La période de la Seconde Guerre mondiale s’avère paradoxalement faste pour le cinéma suédois qui fait fi de la neutralité du pays pour dénoncer le totalitarisme nazi et remonter le moral de ses concitoyens, à l’instigation de nouveaux talents tels qu’Alf Sjöberg (1903-1980), lauréat de deux grands prix à Cannes pour Tourments en 1946 et Mademoiselle Julie en 1951, et Arne Mattsson (1919-1995) dont Elle n’a dansé qu’un seul été décroche l’Ours d’or à Berlin en 1952.
 
Génération sixties
L’actrice de renommée internationale Mai Zetterling passe derrière la caméra dans les années 1960 et signe une poignée de longs métrages féministes dont Les amoureux, en compétition à Cannes en 1965, Docteur Glas, sélectionné en 1968 mais jamais projeté pour cause d’interruption du festival, Les filles (1968) et Amorosa, en compétition à Venise en 1986.
 
Les années 1960 voient l’émergence d’une nouvelle génération dans l’ombre écrasante d’un glorieux compatriote devenu l’un des maîtres du cinéma mondial, Ingmar Bergman. Lauréat du prix qui porte son nom en 2003 pour son combat contre les coupures publicitaires des films diffusés à la télévision suédoise, Vilgot Sjöman (1924-2006) vaut à l’une de ses égéries, Bibi Andersson, l’Ours d’argent 1963 de la meilleure actrice à Berlin pour son premier film, La maîtresse, avant de connaître une renommée mondiale avec Je suis curieuse - édition jaune (1967) et… Édition bleue (1968).
 
Marqué quant à lui par la Nouvelle Vague, Bo Widerberg (1930-1997) s’impose sur un registre plus social qui lui vaut le grand prix cannois en 1969 pour Ådalen 31 et le prix du jury en 1971 pour Joe Hill. Jan Troell, né en 1931, est pour sa part l’auteur d’un chef-d’oeuvre en deux parties : Les émigrants (1971) et Le nouveau monde (1972).
 
La relève suédoise
Non contente de répandre ses talents à l’international, la Suède a également exporté bon nombre de comédiens outre-Atlantique, parmi lesquels les interprètes d’Ingmar Bergman occupent une place de choix, qu’il s’agisse de Bibi Andersson (Quintet de Robert Altman), Lena Olin (The Reader), Max von Sydow (L’exorciste de William Friedkin) ou Erland Josephson (L’insoutenable légèreté de l’être). Mais ils sont loin d’être les seuls, comme l’atteste le succès sur des registres divers et à des époques différentes d’Anita Ekberg (La dolce vita), Maud Adams (Octopussy), Britt Ekland (The Wicker Man), Alicia Vikander (Oscar 2016 de la meilleure actrice dans un second rôle pour The Danish Girl), Noomi Rapace (Millenium), Rebecca Ferguson (Ilsa Faust dans la franchise Mission: Impossible), Malin Åkerman (12 heures), Dolph Lundgren (de Rocky IV à Expendables), Bo Svenson (Le maître de guerre), Joel Kinnaman (RoboCop), Peter Stormare (John Wick 2), Michael Nyqvist (Une vie cachée) et évidemment Stellan, Alexander, Gustaf et Bill Skarsgård.

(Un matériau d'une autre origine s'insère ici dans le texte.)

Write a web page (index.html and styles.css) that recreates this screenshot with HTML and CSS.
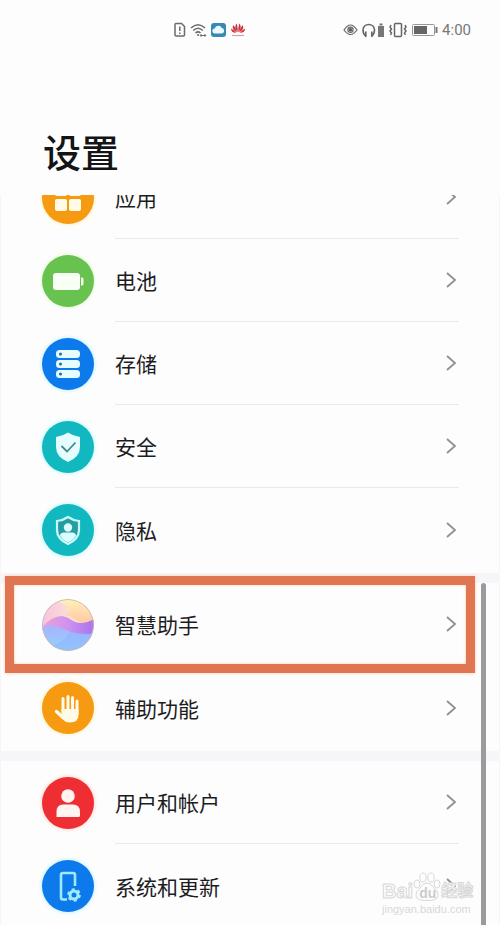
FILE: index.html
```html
<!DOCTYPE html>
<html lang="zh-CN">
<head>
    <meta charset="UTF-8">
    <meta name="viewport" content="width=device-width, initial-scale=1.0">
    <title>设置</title>
    <link rel="stylesheet" href="styles.css">
</head>
<body>
    <!-- shared chevron -->
    <svg class="defs" aria-hidden="true">
        <symbol id="chevron" viewBox="0 0 12 18">
            <path d="M2 2l8 7-8 7" fill="none" stroke="#909090" stroke-width="1.8"/>
        </symbol>
    </svg>

    <header>
        <div class="status">
            <div class="status-left">
                <svg width="12" height="16" viewBox="0 0 12 16" fill="none" stroke="#6c6a6c" stroke-width="1.5">
                    <path d="M1 2.5Q1 1.5 2 1.5H7.500L10.500 4.500V13Q10.500 14 9.500 14H2Q1 14 1 13Z"/>
                    <path d="M5.800 4.500v4.500M5.800 10.500v1.500"/>
                </svg>
                <svg width="17" height="16" viewBox="0 0 17 16" fill="none" stroke="#6c6a6c" stroke-width="1.6">
                    <path d="M1 6Q8 -.5 15 6M3.200 8.500Q8 4 12.800 8.500M5.500 11Q8 8.800 10.500 11"/>
                    <circle cx="8" cy="13" r="1" fill="#6c6a6c" stroke="none"/>
                    <path d="M10.500 13.500h5M11.500 12l-1.500 1.500 1.500 1M14.500 12l1.500 1.500-1.500 1" stroke-width="1"/>
                </svg>
                <svg width="15" height="16" viewBox="0 0 15 16">
                    <rect y="1" width="15" height="14" rx="3" fill="#3589b5"/>
                    <path d="M4 11.500a2.500 2.500 0 0 1-.3-5A3.800 3.800 0 0 1 10.800 6a2.800 2.800 0 0 1 .2 5.500Z" fill="#e9faff"/>
                </svg>
                <svg width="16" height="16" viewBox="0 0 16 16" fill="#c9343f">
                    <path d="M7.700 10.500C4.500 6 5 3 6.800 1.500Q7.800 5 7.700 10.500Z"/>
                    <path d="M8.300 10.500C11.500 6 11 3 9.200 1.500Q8.200 5 8.300 10.500Z"/>
                    <path d="M6.800 10.500C2.500 8 2 5 3.500 3.300Q6.300 6 6.800 10.500ZM9.200 10.500C13.500 8 14 5 12.500 3.300Q9.700 6 9.200 10.500Z"/>
                    <path d="M6 11Q1 10.500 1 6.500Q4.500 8 6 11ZM10 11Q15 10.500 15 6.500Q11.500 8 10 11Z"/>
                    <path d="M2 13.500h12" stroke="#d9a0a4" stroke-width="1.200"/>
                </svg>
            </div>
            <div class="status-right">
                <svg width="15" height="16" viewBox="0 0 15 16" fill="none" stroke="#666" stroke-width="1.200">
                    <path d="M1 8Q7.500 -2 14 8Q7.500 17 1 8Z"/>
                    <circle cx="7.500" cy="7.800" r="2.600"/>
                    <circle cx="7.500" cy="7.800" r="1.200" fill="#444"/>
                </svg>
                <svg width="23" height="16" viewBox="0 0 23 16" fill="none" stroke="#666" stroke-width="1.600">
                    <path d="M3.500 14Q1 12 1 7.500A5.800 5.800 0 0 1 12.500 7.500Q12.500 12 10 14M3.800 9.500V15M9.800 9.500V15"/>
                    <path d="M16 4h6v11h-6zM17.500 1.500h3v2h-3z" fill="#777" stroke="none"/>
                </svg>
                <svg width="18" height="16" viewBox="0 0 18 16" fill="none" stroke="#666" stroke-width="1.500">
                    <rect x="5.500" y="1.500" width="7" height="13" rx="1"/>
                    <path d="M2 3l-1 2 1.500 2L1 9l1.500 2-1 2M16 3l1 2-1.500 2L17 9l-1.500 2 1 2"/>
                </svg>
                <svg width="27" height="16" viewBox="0 0 27 16">
                    <rect x="1.500" y="2.500" width="22" height="11" rx="1" fill="none" stroke="#999"/>
                    <rect x="3" y="4" width="13" height="8" fill="#666"/>
                    <path d="M25.500 5v6" stroke="#777" stroke-width="2"/>
                </svg>
                <span class="time">4:00</span>
            </div>
        </div>
        <h1>设置</h1>
    </header>

    <main class="list">
        <nav class="group">
            <a class="row" href="#apps">
                <svg class="icon orange" viewBox="0 0 52 52" fill="#fffbe6">
                    <rect x="13" y="12" width="12" height="12" rx="2"/>
                    <rect x="27" y="12" width="12" height="12" rx="2"/>
                    <rect x="13" y="27" width="12" height="12" rx="2"/>
                    <rect x="27" y="27" width="12" height="12" rx="2"/>
                </svg>
                <span class="label">应用<svg class="chevron"><use href="#chevron"/></svg></span>
            </a>
            <a class="row" href="#battery">
                <svg class="icon green" viewBox="0 0 52 52" fill="#f8fff5">
                    <rect x="11" y="18" width="27" height="17" rx="3"/>
                    <path d="M39 22.500h1q1.500 0 1.500 1.500v5q0 1.500-1.500 1.500h-1z"/>
                </svg>
                <span class="label">电池<svg class="chevron"><use href="#chevron"/></svg></span>
            </a>
            <a class="row" href="#storage">
                <svg class="icon blue" viewBox="0 0 52 52" fill="#e6fcff">
                    <rect x="14" y="12" width="24" height="8" rx="3.500"/>
                    <rect x="14" y="22" width="24" height="8" rx="3.500"/>
                    <rect x="14" y="32" width="24" height="8" rx="3.500"/>
                    <g fill="#23689f"><circle cx="18.500" cy="16" r="1.500"/><circle cx="18.500" cy="26" r="1.500"/><circle cx="18.500" cy="36" r="1.500"/></g>
                </svg>
                <span class="label">存储<svg class="chevron"><use href="#chevron"/></svg></span>
            </a>
            <a class="row" href="#security">
                <svg class="icon teal" viewBox="0 0 52 52">
                    <path d="M26 11.500Q31 15 38 16V26Q38 36 26 41Q14 36 14 26V16Q21 15 26 11.500Z" fill="#e4fdff"/>
                    <path d="M19.500 25l5.500 5.500 8.500-9" fill="none" stroke="#48888b" stroke-width="1.800"/>
                </svg>
                <span class="label">安全<svg class="chevron"><use href="#chevron"/></svg></span>
            </a>
            <a class="row" href="#privacy">
                <svg class="icon teal" viewBox="0 0 52 52">
                    <path d="M26 13Q31 16.500 37 17V26Q37 35 26 40Q15 35 15 26V17Q21 16.500 26 13Z" fill="#249da3" stroke="#c9fbfc" stroke-width="2.200"/>
                    <circle cx="26" cy="23.500" r="4.200" fill="#dcfdff"/>
                    <path d="M18 32q0-3.500 4-3.500h8q4 0 4 3.500-3 4.500-8 6.500-5-2-8-6.500z" fill="#dcfdff"/>
                </svg>
                <span class="label">隐私<svg class="chevron"><use href="#chevron"/></svg></span>
            </a>
        </nav>

        <nav class="group">
            <a class="row highlight" href="#assistant">
                <svg class="icon" viewBox="0 0 52 52">
                    <defs>
                        <clipPath id="ball"><circle cx="26" cy="26" r="26"/></clipPath>
                        <linearGradient id="sky"><stop stop-color="#f7c4dc"/><stop offset=".5" stop-color="#fbdcd8"/><stop offset="1" stop-color="#ffe6a8"/></linearGradient>
                        <linearGradient id="sun" x2="0" y2="1"><stop stop-color="#fff1b8"/><stop offset="1" stop-color="#ffc4a5"/></linearGradient>
                        <linearGradient id="wave"><stop stop-color="#efa2d8"/><stop offset=".5" stop-color="#cf91ee"/><stop offset="1" stop-color="#a874ee"/></linearGradient>
                        <linearGradient id="sea" x2="0" y2="1"><stop stop-color="#a9b2fa"/><stop offset="1" stop-color="#90d6fd"/></linearGradient>
                    </defs>
                    <g clip-path="url(#ball)">
                        <rect width="52" height="52" fill="url(#sky)"/>
                        <path d="M14 0H52V26Q44 27 36 22Q28 16 22 16Q31 13 24 7Q19 4 14 0Z" fill="url(#sun)"/>
                        <path d="M0 28Q10 17 20 17Q26 18 31 22Q40 27 52 20V40H0Z" fill="url(#wave)"/>
                        <path d="M0 28Q9 24 20 29Q38 38 52 34V52H0Z" fill="url(#sea)"/>
                        <path d="M28 32Q23 43 9 47L15 52H35Q49 47 52 34Q40 36 28 32Z" fill="#8eafff" opacity=".45"/>
                    </g>
                    <circle cx="26" cy="26" r="25.500" fill="none" stroke="#c9b8be"/>
                </svg>
                <span class="label">智慧助手<svg class="chevron"><use href="#chevron"/></svg></span>
            </a>
            <a class="row" href="#accessibility">
                <svg class="icon orange" viewBox="0 0 52 52" fill="none" stroke="#fffbe6" stroke-linecap="round">
                    <path d="M21 16.500V29M26 14.500V29M30.500 15.500V29M35 19V32" stroke-width="3"/>
                    <path d="M14.500 29.500L21 35.500" stroke-width="3.500"/>
                    <path d="M19.500 27H36.500V33Q36.500 40.500 28 40.500Q23 40.500 20.500 37L18 33.500L19.500 33Z" fill="#fffbe6" stroke="none"/>
                </svg>
                <span class="label">辅助功能<svg class="chevron"><use href="#chevron"/></svg></span>
            </a>
        </nav>

        <nav class="group">
            <a class="row" href="#account">
                <svg class="icon red" viewBox="0 0 52 52" fill="#fff4f2">
                    <circle cx="26" cy="19" r="6.800"/>
                    <path d="M14.500 40V35Q14.500 27.500 21 27.500H31Q38 27.500 38 35V38.500Q38 40 36.500 40Z"/>
                </svg>
                <span class="label">用户和帐户<svg class="chevron"><use href="#chevron"/></svg></span>
            </a>
            <a class="row" href="#system">
                <svg class="icon blue" viewBox="0 0 52 52" fill="none" stroke="#9eeaff">
                    <path d="M25 39.500H21Q19 39.500 19 37.500V15Q19 13 21 13H31Q33 13 33 15V26" stroke-width="2.600"/>
                    <circle cx="32" cy="35" r="4" stroke-width="3"/>
                    <circle cx="32" cy="35" r="5.800" stroke-width="2" stroke-dasharray="3 3.070"/>
                </svg>
                <span class="label">系统和更新<svg class="chevron"><use href="#chevron"/></svg></span>
            </a>
        </nav>
        <div class="scrollbar"></div>
    </main>

    <div class="watermark">
        <div class="brand">
            <span>Bai</span>
            <span class="paw">
                <svg width="28" height="30" viewBox="0 0 28 30" fill="#fdfdfd" stroke="#d8d8d8">
                    <ellipse cx="4" cy="12" rx="3" ry="4"/>
                    <ellipse cx="10" cy="5.500" rx="3.200" ry="4.500"/>
                    <ellipse cx="18" cy="5.500" rx="3.200" ry="4.500"/>
                    <ellipse cx="24" cy="12" rx="3" ry="4"/>
                    <path d="M14 11Q18 11 21 16Q26 20 25 24Q24 29 14 28.500Q4 29 3 24Q2 20 7 16Q10 11 14 11Z"/>
                </svg>
                <b>du</b>
            </span>
            <span class="cn">经验</span>
        </div>
        <div class="site">jingyan.baidu.com</div>
    </div>
</body>
</html>
```

FILE: styles.css
```css
* {
    box-sizing: border-box;
}
body {
    margin: 0;
    height: 100vh;
    display: flex;
    flex-direction: column;
    overflow: hidden;
    position: relative;
    background: #fdfdfd;
    color: #1c1c1e;
    font-family: "Noto Sans CJK SC", sans-serif;
}
.defs {
    position: absolute;
    width: 0;
    height: 0;
}
header {
    height: 195px;
    flex: none;
}
.status {
    display: flex;
    justify-content: space-between;
    align-items: center;
    height: 60px;
    padding: 0 29px 0 174px;
}
.status-left, .status-right {
    display: flex;
    align-items: center;
    gap: 4px;
}
.time {
    font-family: Roboto, sans-serif;
    font-size: 15px;
    line-height: 20px;
    color: #777;
}
h1 {
    margin: 63px 43px 0;
    font-size: 38px;
    line-height: 56px;
    font-weight: 500;
    color: #141416;
}

/* the list is scrolled, so the first row is cut by the header */
.list {
    flex: 1;
    overflow: hidden;
    position: relative;
    border-left: 1px solid #f7f5fa;
    border-right: 1px solid #f7f5fa;
}
.group {
    padding-bottom: 2px;
    border-bottom: 10px solid #f6f5f8;
}
.group:first-child {
    margin-top: -39px;
}
.row {
    display: flex;
    align-items: center;
    gap: 21px;
    padding: 0 40px 0 41px;
    color: inherit;
    text-decoration: none;
    position: relative;
}
.icon {
    width: 52px;
    height: 52px;
    flex: none;
    border-radius: 50%;
}
.label {
    flex: 1;
    display: flex;
    justify-content: space-between;
    align-items: center;
    height: 83px;
    font-size: 21px;
    line-height: 30px;
}
.row:not(:last-child) .label {
    border-bottom: 1px solid #e9e9e9;
}
.chevron {
    width: 12px;
    height: 18px;
    margin-right: 2px;
}
.orange {
    background: #f69a12;
    box-shadow: 0 0 4px #ffe9a8;
}
.green {
    background: #68c250;
    box-shadow: 0 0 4px #dcf8c8;
}
.blue {
    background: #0d7aec;
    box-shadow: 0 0 4px #a8ecff;
}
.teal {
    background: #12b8c0;
    box-shadow: 0 0 4px #a4f6fa;
}
.red {
    background: #ee2e33;
    box-shadow: 0 0 4px #ffc4bc;
}
.highlight::after {
    content: "";
    position: absolute;
    z-index: 1;
    top: -7px;
    bottom: -7px;
    left: 4px;
    right: 24px;
    border: 9px solid #e07552;
    box-shadow: 0 0 3px #ffc9a8, inset 0 0 3px #ffc9a8;
}
.scrollbar {
    position: absolute;
    top: 388px;
    bottom: 0;
    right: 13px;
    width: 5px;
    border-radius: 3px 3px 0 0;
    background: #9c9a9c;
}

.watermark {
    position: absolute;
    right: 26px;
    bottom: 9px;
    width: 92px;
    font-family: "Liberation Sans", "Noto Sans CJK SC", sans-serif;
    font-weight: bold;
    color: #fdfdfd;
    -webkit-text-stroke: 1px #d8d8d8;
}
.brand {
    display: flex;
    align-items: flex-end;
    font-size: 20px;
    line-height: 22px;
}
.paw {
    position: relative;
    display: flex;
}
.paw b {
    position: absolute;
    left: 6px;
    bottom: 0;
    font-size: 14px;
    line-height: 18px;
    color: #ccc;
    -webkit-text-stroke: 0;
}
.cn {
    font-size: 16px;
}
.site {
    font-size: 11px;
    line-height: 14px;
    font-weight: normal;
    color: #d8d8d8;
    -webkit-text-stroke: 0;
}
```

Parmi les réalisateurs, la relève est assurée par des francstireurs dont le plus insaisissable est Roy Andersson (né en 1943), stakhanoviste de la pub qui mûrit ses œuvres atypiques avec la patience d’un moine cistercien, au point de ne signer que six longs métrages en un demi-siècle dont A Swedish Love Story, grand prix à Berlin en 1970, Chansons du deuxième étage, prix du jury à Cannes en l’an 2000, Un pigeon perché sur une branche philosophait sur l’existence, Lion d’or à Venise en 2014, et Pour l’éternité, Lion d’argent de la mise en scène à la Mostra 2019.
 
Citons encore Lasse Hallström (né en 1946) que le succès de Ma vie de chien (1985) a propulsé vers Hollywood, Lukas Moodysson (né en 1969), révélé par Fucking Åmål (1998), et bien sûr le doublement palmé Ruben Östlund (né en 1974) qui présidait cette année le jury cannois. La page Bergman semble bel et bien tournée, même si son œuvre n’a certainement pas encore dévoilé tous ses secrets.